# Hello everybody!



## cvanp (Nov 11, 2007)

Hey everyone,

I'm Chris, I'm a senior in high school who does a lot of film, theatre, and similar stuff.

In terms of film (not exactly related to this board) I've directed a few short films and have just started working with Apple's Final Cut Studio (the industry standard) to get some more real-world experience before college.

In theatre, I've primarily been backstage. I've done stage crew for about 12 shows. I also do a bit of acting too (small roles) just to keep me busy. I split my time between two schools (my father is a music teacher so I'm able to work on his shows where he works as well).

I've had a decent spread of work with lighting consoles - for the longest time we used what must have been a 20 or 30 year-old two scene analog board with a breaker box to control border lights and house lights - I'm sure if carefully scrutinized, they would have found something illegal in the set up. A recent building project upgraded that whole system (new lights, new wiring, everything) to an awesome new Horizon Control Marquee MQ128 system (from what I understand, it is no Strand console, but compared to the old two scene board, this thing is phenomenal).
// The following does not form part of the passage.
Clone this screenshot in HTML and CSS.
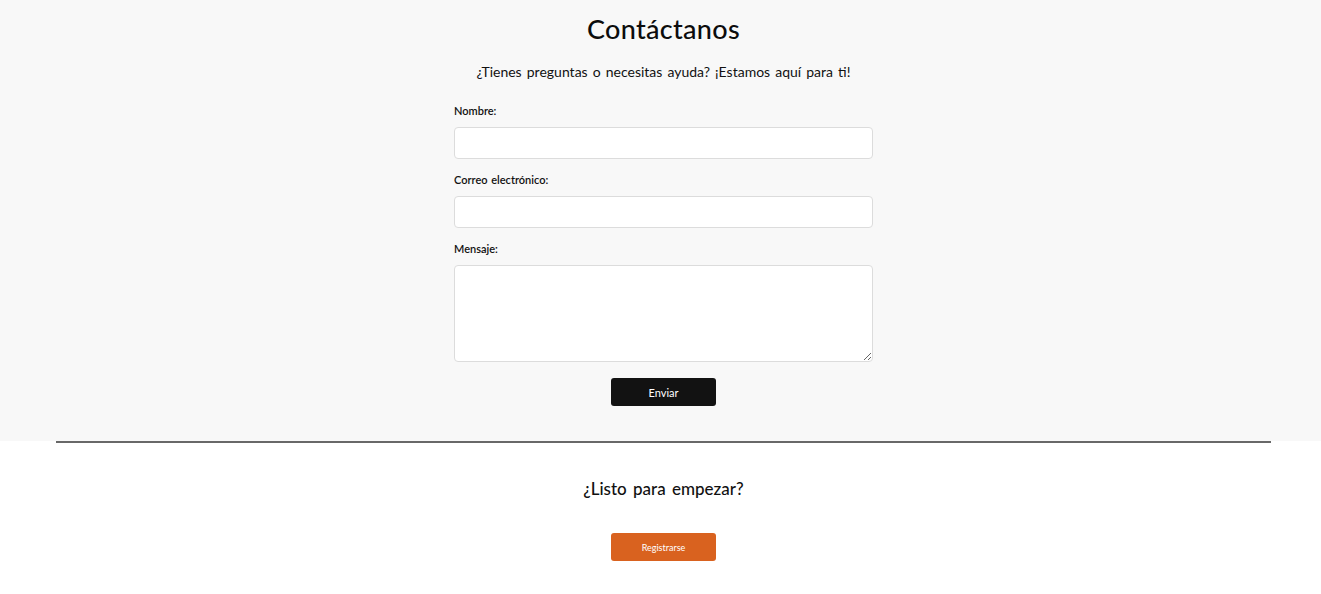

At my actual school, we have a Lehigh console, but it doesn't work right because the power system overheats and lights go wacky (turning themselves on and off at random). Half of the plugs they said we have don't work either. It's pretty frustrating. In a few years (after I graduate) they will be getting new lights, wiring, etc. and probably will be upgraded to a Marquee board as well.

Right now I'm in the early stages of planning our school's next musical... I'm directing our production of "Guys And Dolls" in March. It's going to be a very exciting production... we're doing a lot with the set, the design, choreography, etc. to give it a very modern and contemporary feel. It's such a great show and I think that too often, especially in high schools, directors don't do it justice.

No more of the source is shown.